Salahiyet (yetki) ve şekil (biçim) unsurlarında, bariz bir surette yokluk müeyyidesini icap ettirecek sakatlıkların söz konusu olabileceği, sebep ve konu unsuru açısından ise daha nadir söz konusu olabileceği ve bu iki unsurdaki (sebep ve mevzu unsurları) yokluk hali için, sakatlıkların çok bariz olması, hukuk nizamını açık bir suretle ihlal etmesi, böyle bir tasarrufun, mantıken idareye izafesinin mümkün olmaması.
Türk idare hukuku öğretisinde, ağırlıklı olarak varılabilen ortak nokta maksat unsuru yönünden yokluk müeyyidesinin uygulanamayacağı, yetki ve fonksiyon ile konu unsurunda (bazılarına göre şekil unsuru yönünden de) uygulanabileceği, sebep unsuru yönünden ise nadiren uygulanabileceği yönündedir. Tekrar etmek gerekirse yokluk kavramı Türk İdare Hukukunda her yönüyle oldukça tartışmalı ve öğreti ile idari yargıçların karar ve içtihatlarıyla ortaya konulmuş bir müessesedir. Soyut ve sübjektif bir kavramdır. Bu tartışılırlık sadece kavramın kendisi için değil, bir idari işlemin hangi unsurlarında uygulama alanı bulabileceği açısından da geçerlidir ve idare hukukunda yokluk müeyyidesinin tatbikinde mutlak ve değişmez kurallar koymak mümkün olmadığı gibi doğru da değildir.

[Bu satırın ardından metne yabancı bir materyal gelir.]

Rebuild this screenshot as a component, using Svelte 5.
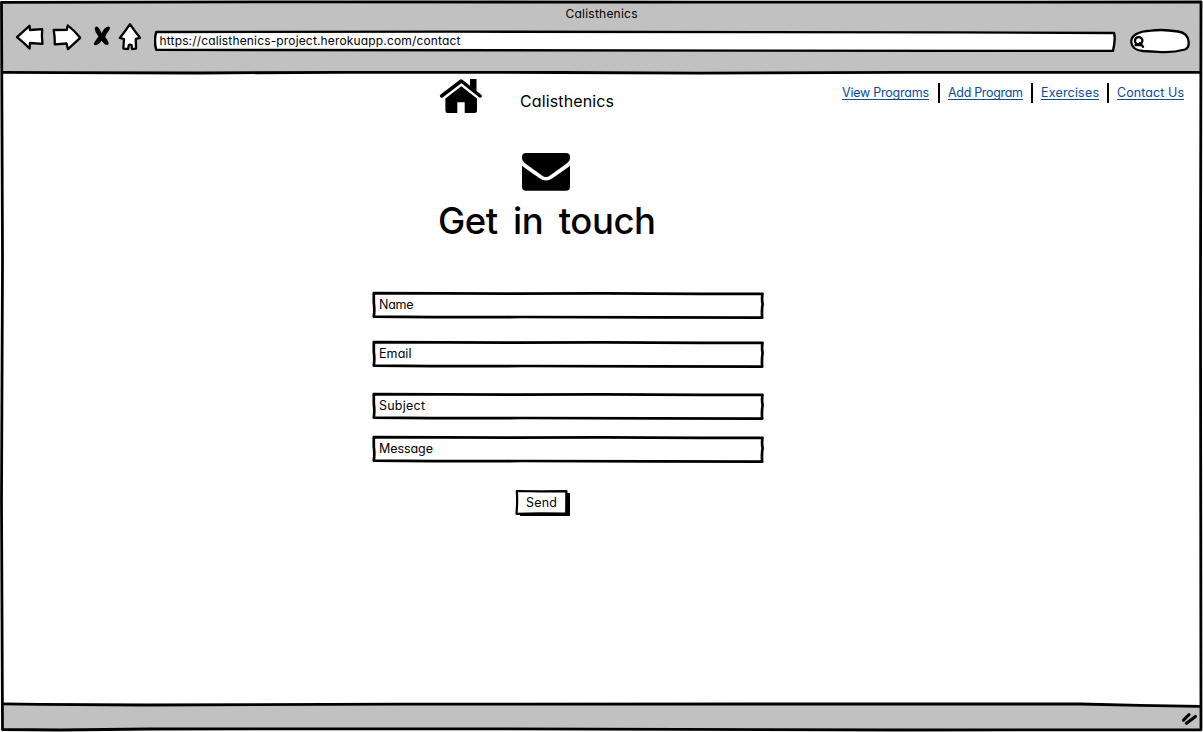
<script>
  const links = [
    { label: 'View Programs', width: 87 },
    { label: 'Add Program', width: 75 },
    { label: 'Exercises', width: 58 },
    { label: 'Contact Us', width: 67 }
  ];
  const fields = [
    { label: 'Name', width: 34.5 },
    { label: 'Email', width: 32.5 },
    { label: 'Subject', width: 46 },
    { label: 'Message', width: 54 }
  ];

  // Spreads the letters of a label over the given width.
  function fit(node, width) {
    const natural = node.getBoundingClientRect().width;
    const step = (width - natural) / (node.textContent.length - 1);
    node.style.letterSpacing = `${step}px`;
    node.style.marginRight = `${-step}px`;
  }
</script>

<div class="window">
  <svg class="frame" viewBox="0 0 1203 732" aria-hidden="true">
    <path class="bar" d="M3 3L1200 3L1200.5 72.5L650 73L400 72L200 73L3 72Z" />
    <path class="bar" d="M3 704L150 705L600 704L1050 704L1200 706.5L1201 730L700 729L200 729.5L3 729Z" />
    <path class="line" d="M2 2.3L300 1.8L700 2.2L1201 2L1200.5 300L1201 729.8L900 730L500 728.8L150 729L60 730L2.5 729.5L1.5 500L2.5 260L1.5 2.3" />
    <path class="line" d="M3 72.3L60 72.7L200 73L340 72.3L560 72.5L700 73.2L900 72.4L1200 72.3" />
    <path class="line" d="M3 703.8L40 704.4L145 705L400 704.2L800 704L1080 704L1140 705.3L1200 706.3" />
  </svg>

  <header class="chrome">
    <div class="title"><span use:fit={72}>Calisthenics</span></div>
    <div class="toolbar">
      <svg class="tools" viewBox="0 0 154 40">
        <g class="arrow">
          <path d="M17 17.2L29.5 5.8L30 10L42.2 9.2Q41.5 16 42.5 23.8L30 23L29.6 28.5Q23 22 17 17.2Z" />
          <path d="M53.7 10L66.8 9.8L67.8 5.3Q74 10 80.2 17.8L68 29.2L66.5 23.5L54.8 24.3Q55 17 53.7 10Z" />
          <path d="M130 4.2Q134 10.5 140 17.8L135.8 18.8L136 28.6L132 29L131.6 25.2Q129.8 24 128.8 25.2L128 29L123.3 28.6L124 19L119.8 18Q125.5 11 130 4.2Z" />
        </g>
        <path class="cross" d="M94.6 8.2Q96.5 5 99 8.3L101.8 13.2Q104 7.5 108.3 6.6Q111 7 109.3 10Q106.5 13.5 105.2 17Q108 20.5 108.8 23Q108.5 26 105 24.6L101.5 20.8Q98.5 25.2 95 25.2Q92.7 24.5 94.6 22L98.4 16.5Q95 12.5 94.6 8.2Z" />
      </svg>
      <div class="address">
        <svg viewBox="0 0 962 23" aria-hidden="true"><path d="M2.2 3L300 2.6L800 3.4L960 4Q961.8 10 959 22L600 21.6L2.2 20.8Q-.2 12 2.2 3Z" /></svg>
        <span use:fit={301}>https://calisthenics-project.herokuapp.com/contact</span>
      </div>
      <svg class="search" viewBox="0 0 62 26">
        <path d="M22 2.6Q34 1 49 3.5Q59 5 59.7 14Q60 20 56 21.5Q43 25 29 23.8L14 23Q3 22 2.2 14Q2 4 22 2.6Z" />
        <circle cx="9.7" cy="12.8" r="3.7" />
        <path d="M11 15L14 18.8M6.5 17H12" />
      </svg>
    </div>
  </header>

  <main>
    <div class="top">
      <svg class="home" viewBox="0 0 44 36">
        <path class="roof" d="M2.6 18L22.3 3L41.2 18" />
        <path d="M31 1H37.5V14L31 9Z" />
        <path d="M22.3 8.2L38 20.5V32.5Q38 35 35.5 35H25.7V24.3H18.3V35H8.5Q6.4 35 6.4 32.5V20.5Z" />
      </svg>
      <span class="brand"><span use:fit={94}>Calisthenics</span></span>
      <nav>
        {#each links as link}
          <a href="#top"><span use:fit={link.width}>{link.label}</span></a>
        {/each}
      </nav>
    </div>

    <section class="intro">
      <svg class="mail" viewBox="0 0 48 38">
        <path d="M4 0H44Q48 0 48 4V5Q48 8 44 11L28 22.5Q24 25.5 20 22.5L4 11Q0 8 0 5V4Q0 0 4 0Z" />
        <path d="M0 12.5Q1 14 18 25.5Q24 29.5 30 25.5Q47 14 48 12.5V34Q48 37.7 44 37.7H4Q0 37.7 0 34Z" />
      </svg>
      <h1><span use:fit={218}>Get in touch</span></h1>
    </section>

    <form>
      {#each fields as field}
        <div class="field">
          <svg viewBox="0 0 392 28" aria-hidden="true">
            <path d="M1.8 2.2L70 2.3L140 2.7L230 2.3L330 2.9L390.5 2.8Q389.6 8 390.6 13Q389.5 20 390.2 26.6L280 26.4L150 26L60 26.2L1.8 25.6Q2.8 18 1.8 12Z" />
          </svg>
          <span use:fit={field.width}>{field.label}</span>
        </div>
      {/each}
      <button type="button">
        <svg viewBox="0 0 56 28" aria-hidden="true">
          <path class="shade" d="M50 4H55V27H5V23Z" />
          <path class="face" d="M1.8 2L25 2.4L51.4 2.1L51.2 24.6L25 24.4L1.5 24.8Q2.6 12 1.8 2Z" />
        </svg>
        <span use:fit={31}>Send</span>
      </button>
    </form>
  </main>

  <footer>
    <svg viewBox="0 0 18 16"><path d="M2.5 9.2L8 3.6M5.5 12.2L14.5 5.5" /></svg>
  </footer>
</div>

<style>
  :global(body) { margin: 0; background: #fff; }
  .window {
    position: relative;
    width: 1203px;
    height: 732px;
    box-sizing: border-box;
    display: grid;
    grid-template-rows: 74px 630px 28px;
    font-family: Inter, "Open Sans", sans-serif;
    font-feature-settings: "cv11", "ss03";
    font-size: 12.5px;
    line-height: 18px;
    color: #000;
    overflow: hidden;
  }
  span { display: inline-block; white-space: nowrap; }
  svg { display: block; stroke-linejoin: round; stroke-linecap: round; }
  .frame { position: absolute; inset: 0; width: 1203px; height: 732px; }
  .frame path { fill: none; }
  .frame .bar { fill: #c1c1c1; }
  .frame .line { stroke: #000; stroke-width: 2.8; }
  .chrome, main, footer { position: relative; }
  .title { padding-top: 5px; height: 14px; text-align: center; font-size: 12px; }
  .toolbar { display: flex; align-items: flex-start; }
  .tools { width: 154px; height: 40px; flex: none; margin-top: 1px; }
  .arrow { fill: #fff; stroke: #000; stroke-width: 2.3; }
  .cross { fill: #000; }
  .address {
    position: relative;
    width: 962px;
    height: 23px;
    margin-top: 10px;
    padding-left: 5.5px;
    box-sizing: border-box;
    line-height: 23px;
    font-size: 12px;
  }
  .address svg, .field svg, button svg { position: absolute; inset: 0; width: 100%; height: 100%; }
  .address path, .field path { fill: #fff; stroke: #000; stroke-width: 2.4; }
  .address span, .field span, button span { position: relative; }
  .search { width: 62px; height: 26px; margin: 9px 0 0 13px; fill: #fff; stroke: #000; stroke-width: 2.3; }
  .top { display: flex; align-items: flex-start; height: 79px; }
  .home { width: 44px; height: 36px; margin: 4px 0 0 439px; }
  .roof { fill: none; stroke: #000; stroke-width: 3.5; }
  .brand { width: 94px; margin: 18px 0 0 37px; font-size: 16px; }
  nav { display: flex; margin: 9px 0 0 228px; }
  nav a { display: block; height: 20px; color: #0b4d92; text-decoration: none; }
  nav a span { height: 17px; line-height: 20px; box-sizing: border-box; border-bottom: 1px solid #0b4d92; }
  nav a + a { margin-left: 9px; padding-left: 8px; border-left: 2px solid #000; }
  nav a:nth-child(n + 3) { margin-left: 8px; }
  .intro { width: 217px; margin-left: 438px; height: 138px; }
  .mail { width: 48px; height: 38px; margin-left: 84px; }
  h1 { margin: 9px 0 0; font-size: 36.5px; line-height: 42px; font-weight: 450; word-spacing: 6px; }
  form { margin-left: 372px; width: 392px; display: flex; flex-direction: column; }
  .field {
    position: relative;
    height: 28px;
    padding-left: 7px;
    box-sizing: border-box;
    line-height: 28px;
    margin-bottom: 21px;
  }
  .field:nth-child(2) { margin-bottom: 24px; }
  .field:nth-child(3) { margin-bottom: 15px; }
  .field:nth-child(4) { margin-bottom: 26px; }
  .field path { stroke-width: 2.7; }
  button {
    position: relative;
    width: 56px;
    height: 28px;
    margin-left: 143px;
    padding: 0 0 0 11px;
    border: 0;
    background: none;
    font: inherit;
    font-feature-settings: inherit;
    color: inherit;
    text-align: left;
  }
  .face { fill: #fff; stroke: #000; stroke-width: 2.2; }
  footer { display: flex; justify-content: flex-end; padding: 7px 4px 0 0; }
  footer svg { width: 18px; height: 16px; fill: none; stroke: #000; stroke-width: 3.2; }
</style>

“Sebep” unsurunda yokluk “yok sayılma” halinin uygulanıp uygulanamayacağını çok yönlü değerlendirmiş ve nadiren de olsa sebep unsurundaki derhal fark edilebilir nitelikte ve idari işlemin kimliğini dahi kaybettirecek derecede ağır, açık ve bariz sakatlıkların işlemi sebep unsuru yönünden yoklukla malul bırakabileceği sonucuna ulaşmıştır.